American political and military leaders never talked about this as part of the challenges they face in Afghanistan. In fact, said Paul Pillar, who was the CIA’s national intelligence officer for the Near East and South Asia for several years, “I do not have any recollection of that; I do not recall seeing any reports on that.”
Denial is not only the purview of the Americans and military leaders. Social scientist Anna Maria Cardinalli, who worked for the military in Afghanistan for several months, points out how average Afghans greet visitors with “a vacant and unsettled stare in the eyes”. Cardinalli was the lead researcher for a Pentagon study on paedophilia in Afghanistan. Over generations, older men have taken tens of thousands of little boys as lovers, an Afghan custom, often leaving the boys with severe emotional, and perhaps even physical, wounds. The children remain untreated because mental health care is virtually non-existent, and parents are generally ashamed to seek treatment for physical wounds.

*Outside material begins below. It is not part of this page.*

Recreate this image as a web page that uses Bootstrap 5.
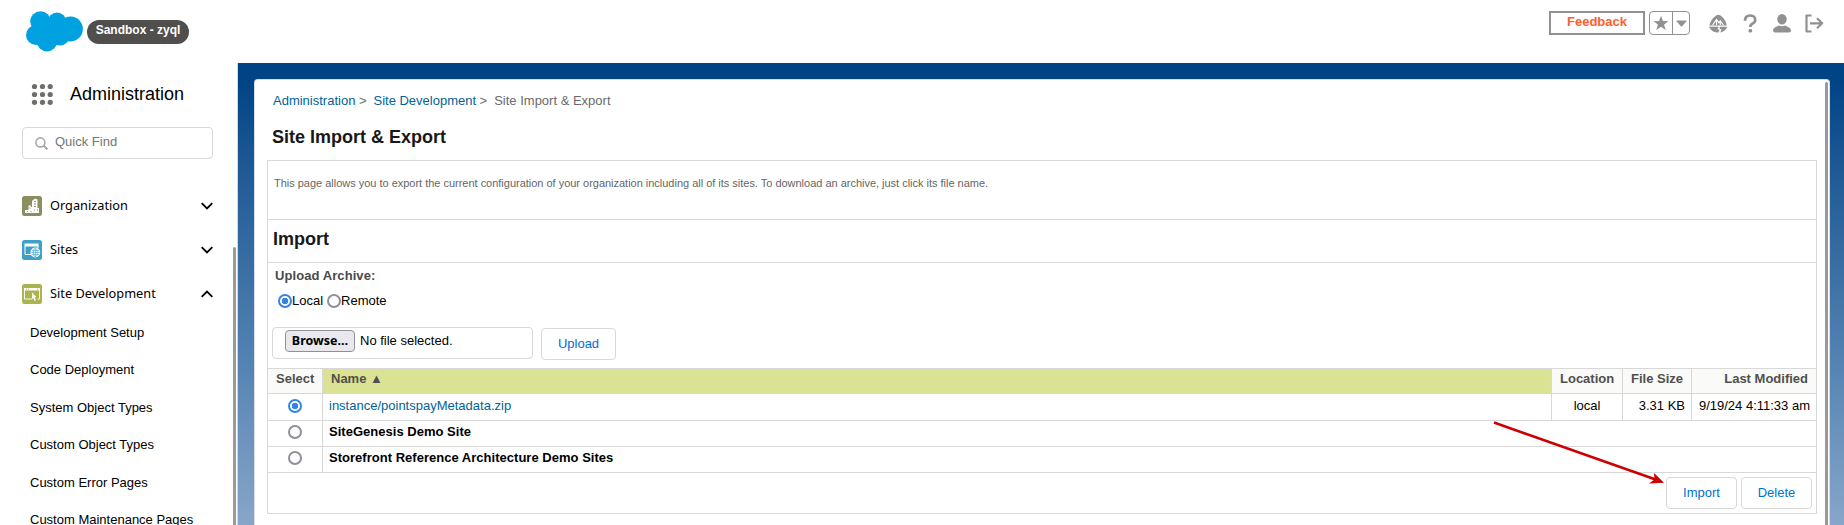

Boys, girls, teenagers, adult men and women, and the elderly—all are beaten down, battered, and bruised. The years of war ripped apart not just the physical infrastructure, the psychological structure of Afghan society has also been devastated.
All of this adds to the toxic mix of dysfunction. One critical result of this is that most Afghan civilians want nothing at all to do with the Afghan government or the western military forces supporting it—even though their support “is the critical element” of counter-insurgency strategy, says Col. Erik Goepner.
Kabul Blogs: My Days in the Life of Afghanistan is published by Women Unlimited: New Delhi, 2016.